List of meetings/ training attended including social team events

Everyone of them

Have missed a few social bonding events due to travel

Goals for the upcoming week(1st self-assessment)

Be able to understand and use Linear SVM to achieve an accuracy above 75%
Try to understand the other basic models as well
Learn complicated models such as BERT
Understand the code I implement

Goals for the upcoming week(2nd self-assessment)

Get ready for the July session
Brush up on some ML skills
Reflect on June session
Watch webinars and attend meetings to build Full Stack Skill foundation and improve in ML knowledge.

Detailed statement of tasks done. State each task, hurdles faced if any and how you solved the hurdle. You need to clearly mark whether the hurdles were solved with the help of training webinars, some help from project leads or significant help from project leads.

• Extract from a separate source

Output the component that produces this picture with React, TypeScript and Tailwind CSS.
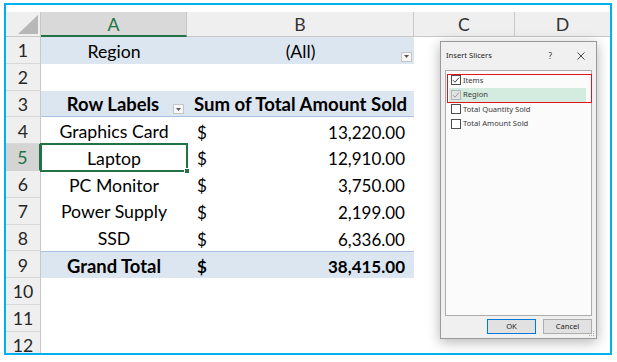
import React from 'react'

type Row = {
  n: number
  kind?: 'filter' | 'head' | 'item' | 'total'
  label?: string
  amount?: string
}

const rows: Row[] = [
  { n: 1, kind: 'filter' },
  { n: 2 },
  { n: 3, kind: 'head' },
  { n: 4, kind: 'item', label: 'Graphics Card', amount: '13,220.00' },
  { n: 5, kind: 'item', label: 'Laptop', amount: '12,910.00' },
  { n: 6, kind: 'item', label: 'PC Monitor', amount: '3,750.00' },
  { n: 7, kind: 'item', label: 'Power Supply', amount: '2,199.00' },
  { n: 8, kind: 'item', label: 'SSD', amount: '6,336.00' },
  { n: 9, kind: 'total', label: 'Grand Total', amount: '38,415.00' },
  { n: 10 },
  { n: 11 },
  { n: 12 },
]

const fields = [
  { name: 'Items', checked: true, disabled: false, active: false },
  { name: 'Region', checked: true, disabled: true, active: true },
  { name: 'Total Quantity Sold', checked: false, disabled: false, active: false },
  { name: 'Total Amount Sold', checked: false, disabled: false, active: false },
]

const DropButton = ({ pos }: { pos: string }) => (
  <span className={`absolute ${pos} flex h-[10px] w-[11px] items-center justify-center border border-[#c6c6c6] bg-[#f6f6f6]`}>
    <svg width="5" height="3" viewBox="0 0 5 3">
      <path d="M0 0h5L2.5 3z" fill="#595959" />
    </svg>
  </span>
)

const CheckBox = ({ checked, disabled }: { checked: boolean; disabled: boolean }) => (
  <span
    className={
      disabled
        ? 'flex h-[10px] w-[10px] shrink-0 items-center justify-center border border-[#b5b5b5] bg-[#e3e3e3]'
        : 'flex h-[10px] w-[10px] shrink-0 items-center justify-center border border-[#4d4d4d] bg-white'
    }
  >
    {checked && (
      <svg width="8" height="8" viewBox="0 0 8 8">
        <path d="M1 4.2l2 2L7 1.6" fill="none" stroke={disabled ? '#9a9a9a' : '#444'} strokeWidth="1" />
      </svg>
    )}
  </span>
)

function SheetRow({ row }: { row: Row }) {
  const selected = row.n === 5
  const filled = row.kind === 'filter' || row.kind === 'head' || row.kind === 'total'
  const bold = row.kind === 'head' || row.kind === 'total'

  return (
    <div className="flex h-[26.8px] shrink-0">
      <div
        className={
          selected
            ? 'flex w-[35px] shrink-0 items-center justify-center border-b border-r-2 border-b-[#d0d0d0] border-r-[#217346] bg-[#d4d4d4] pt-[3px] text-[#217346]'
            : 'flex w-[35px] shrink-0 items-center justify-center border-b border-r border-b-[#d8d8d8] border-r-[#c8c8c8] bg-[#efefef] pt-[3px] text-[#262626]'
        }
      >
        {row.n}
      </div>

      <div
        className={`relative flex w-[146px] shrink-0 items-center justify-center pt-[3px] ${filled ? 'bg-[#dce6f1]' : ''} ${
          row.kind === 'head' ? 'border-b border-[#a9c1e0]' : ''
        } ${row.kind === 'total' ? 'border-t border-[#a9c1e0]' : ''} ${bold ? 'text-[18.4px] font-bold' : ''}`}
      >
        {row.kind === 'filter' && 'Region'}
        {row.kind === 'head' && <span className="pr-[2px]">Row Labels</span>}
        {row.kind === 'head' && <DropButton pos="right-[3px] bottom-[2px]" />}
        {(row.kind === 'item' || row.kind === 'total') && row.label}
        {selected && (
          <span className="absolute inset-[-1px] border-2 border-[#217346]">
            <span className="absolute -bottom-[4px] -right-[4px] h-[6px] w-[6px] border border-white bg-[#217346]" />
          </span>
        )}
      </div>

      <div
        className={`relative flex w-[227px] shrink-0 items-center pt-[3px] ${filled ? 'bg-[#dce6f1]' : ''} ${
          row.kind === 'head' ? 'border-b border-[#a9c1e0]' : ''
        } ${row.kind === 'total' ? 'border-t border-[#a9c1e0]' : ''} ${bold ? 'font-bold' : ''}`}
      >
        {row.kind === 'filter' && (
          <>
            <span className="w-full text-center">(All)</span>
            <DropButton pos="right-[2px] bottom-[2px]" />
          </>
        )}
        {row.kind === 'head' && <span className="w-full text-center text-[18.6px]">Sum of Total Amount Sold</span>}
        {row.amount && (
          <span className="flex w-full justify-between pl-[10px] pr-[9px] text-[17px]">
            <span>$</span>
            <span>{row.amount}</span>
          </span>
        )}
      </div>

      <div className="w-[101px] shrink-0" />
      <div className="flex-1" />
    </div>
  )
}

function SlicerDialog() {
  return (
    <div className="absolute left-[440px] top-[41px] flex h-[298px] w-[157px] flex-col border border-[#9a9a9a] bg-[#f0f0f0] px-[4px] shadow-[0_3px_12px_rgba(0,0,0,0.3)] font-['Noto_Sans',sans-serif] text-[7.6px] text-[#222]">
      <div className="flex h-[28px] shrink-0 items-center">
        <span className="flex-1 pl-[1px]">Insert Slicers</span>
        <span className="mr-[25px] text-[8px] text-[#333]">?</span>
        <svg width="8" height="8" viewBox="0 0 8 8" className="mr-[7px]">
          <path d="M0.5 0.5l7 7M7.5 0.5l-7 7" stroke="#333" strokeWidth="0.9" />
        </svg>
      </div>

      <div className="relative h-[246px] shrink-0 border border-[#acacac] bg-[#fbfbfb] pt-[2px]">
        {fields.map((f) => (
          <div
            key={f.name}
            className={`ml-[3px] mr-[5px] flex h-[14.5px] items-center gap-[2px] pl-[2px] ${f.active ? 'bg-[#d4ecdf]' : ''}`}
          >
            <CheckBox checked={f.checked} disabled={f.disabled} />
            <span className="text-[#3a3a3a]">{f.name}</span>
          </div>
        ))}
        <div className="absolute left-[1px] top-[3px] h-[29px] w-[145px] border-[1.5px] border-[#e3121b]" />
      </div>

      <div className="mt-[3px] flex justify-end gap-[7px]">
        <button className="flex h-[15px] w-[49px] items-center justify-center border border-[#0078d7] bg-[#e1e1e1] text-[#222]">
          OK
        </button>
        <button className="flex h-[15px] w-[49px] items-center justify-center border border-[#adadad] bg-[#e1e1e1] text-[#222]">
          Cancel
        </button>
      </div>

      <svg width="6" height="6" viewBox="0 0 6 6" className="absolute bottom-[1px] right-[1px]">
        <rect x="4" y="0" width="1" height="1" fill="#b0b0b0" />
        <rect x="2" y="2" width="1" height="1" fill="#b0b0b0" />
        <rect x="4" y="2" width="1" height="1" fill="#b0b0b0" />
        <rect x="0" y="4" width="1" height="1" fill="#b0b0b0" />
        <rect x="2" y="4" width="1" height="1" fill="#b0b0b0" />
        <rect x="4" y="4" width="1" height="1" fill="#b0b0b0" />
      </svg>
    </div>
  )
}

export default function App() {
  return (
    <div className="relative h-[362px] w-[617px] overflow-hidden bg-white font-['Lato',sans-serif] text-[17.7px] text-black">
      <div className="ml-[4px] mt-[3px] h-[352px] w-[608px] overflow-hidden border-2 border-[#00b0f0] pt-[7px]">
        {/* column headers */}
        <div className="flex h-[25px] text-[#333]">
          <div className="relative w-[35px] shrink-0 border-b border-r border-[#c8c8c8] bg-[#efefef]">
            <svg width="20" height="19" viewBox="0 0 20 19" className="absolute bottom-[2px] right-[2px]">
              <path d="M20 0V19H0z" fill="#b7b7b7" />
            </svg>
          </div>
          <div className="flex w-[146px] shrink-0 items-center justify-center border-b-2 border-r border-b-[#217346] border-r-[#c8c8c8] bg-[#d9d9d9] pt-[4px] text-[#217346]">
            A
          </div>
          <div className="flex w-[227px] shrink-0 items-center justify-center border-b border-r border-[#c8c8c8] bg-[#efefef] pt-[3px]">
            B
          </div>
          <div className="flex w-[101px] shrink-0 items-center justify-center border-b border-r border-[#c8c8c8] bg-[#efefef] pt-[3px]">
            C
          </div>
          <div className="flex flex-1 items-center justify-center border-b border-[#c8c8c8] bg-[#efefef] pt-[3px]">D</div>
        </div>

        {rows.map((r) => (
          <SheetRow key={r.n} row={r} />
        ))}
      </div>

      <SlicerDialog />
    </div>
  )
}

We web scraped desired information from the discussion forum such as the post, comments, likes, views so that we can eventually classify the posts into correct categories or even build a recommendation system. The main problem we encountered is that the BeautifulSoup library is nor able to scrape all information we need because it requires manually scrolling through the pages for extra information to load. Therefore, we used BeautifulSoup in conjunction with Selenium to solve this problem. We found this solution mostly by doing web research ourselves and collaborating among team members.
Now we are trying out various kinds of basic models for post classfication. The struggle we have is the need to better clean our data. We are approaching this issue through trial and error and a bit guidance from our team lead(such as avoid deleting of words).
I kept running into import error when I was importing torch_xla. I fixed the problem by moving the position of my code block to the very top of my notebook and it worked.
Google Colab crashed several times when I tried to train the DistilBERT embedding. It was some error about Javascript that I could not fully understand. But I listened to my team lead’s advice and ran the code using Firefox, it worked.